I feel that with encoded genetics of someone else you are simply helping that woman reproduce. It is the genes of all her ancestors passed down in your child. Yes, you can influence a child. But that brings us down to debate of nature vs nurture and many, many new studies have shown that nature wins.
Thirdly, you cannot erase a donor. It's not something that cannot conveniently be swept up under a rug. A donor is present in every fiber of your child. So, that is a third person in marriage.
Anonymous
You know people have been adopting kids since time immemorial, right? And often they've been the kids of relatives, meaning that, perhaps, the kid might be related to the husband's side of the family but not the wife's. If it's not for you, it's not for you, but genetics aren't a barrier to love or parenting for many, many people. The goal of parenting isn't to raise a mini me. It's to raise an independent person, whoever that person may be.
Anonymous
Anonymous wrote:You know people have been adopting kids since time immemorial, right? And often they've been the kids of relatives, meaning that, perhaps, the kid might be related to the husband's side of the family but not the wife's. If it's not for you, it's not for you, but genetics aren't a barrier to love or parenting for many, many people. The goal of parenting isn't to raise a mini me. It's to raise an independent person, whoever that person may be.


You are right about love and parenting.
However, I am talking about reproduction.
Anonymous
Anonymous wrote:Op here - Let me add that in case of a divorce and if a legal mother gets full custody you are basically in for a life of raising a child that is genetically someone else's plus from a husband you divorced.

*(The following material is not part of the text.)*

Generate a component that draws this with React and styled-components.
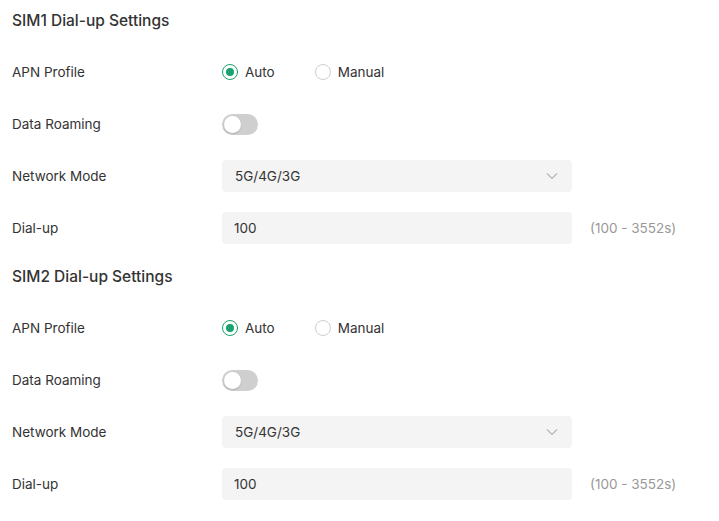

I understand that many women place a lot of emphasis on gestation but per my first post I see it the same as surrogate. One could argue that a surrogate that carries fetus of a couple that cannot carry should also play a huge role in a baby's life.
I feel that with encoded genetics of someone else you are simply helping that woman reproduce. It is the genes of all her ancestors passed down in your child. Yes, you can influence a child. But that brings us down to debate of nature vs nurture and many, many new studies have shown that nature wins.
Thirdly, you cannot erase a donor. It's not something that cannot conveniently be swept up under a rug. A donor is present in every fiber of your child. So, that is a third person in marriage.



If this is the way that you feel about it - like you’d be raising someone else’s child rather than your own - then you definitely shouldn't be doing DE. You’re not doing yourself or your marriage any favors and it’s definitely not fair to the child. Most of us don’t feel this way - at all!!!!!- but if you do, then this isn’t the path that you should take.

Anonymous
OP who are you trying to convince ?
Anonymous
Anonymous wrote:OP who are you trying to convince ?


OP here - I am expressing my own thoughts and feelings about issues that are for some reason not discussed openly. We are told, mostly by REs, that this is a normal thing and that we should accept it at face value.
Anonymous
If raising a child that is genetically yours is the end all, be all for you, then your options are limited if you suffer from infertility. Either expand your mindset or accept being child free.
Anonymous
This post does feel a little like someone’s trying to convince others. Donor eggs are pretty much my last stop on this train and none of your arguments make a dent in how I feel at all. If you truly feel this way then, donor eggs aren’t for you and that’s ok.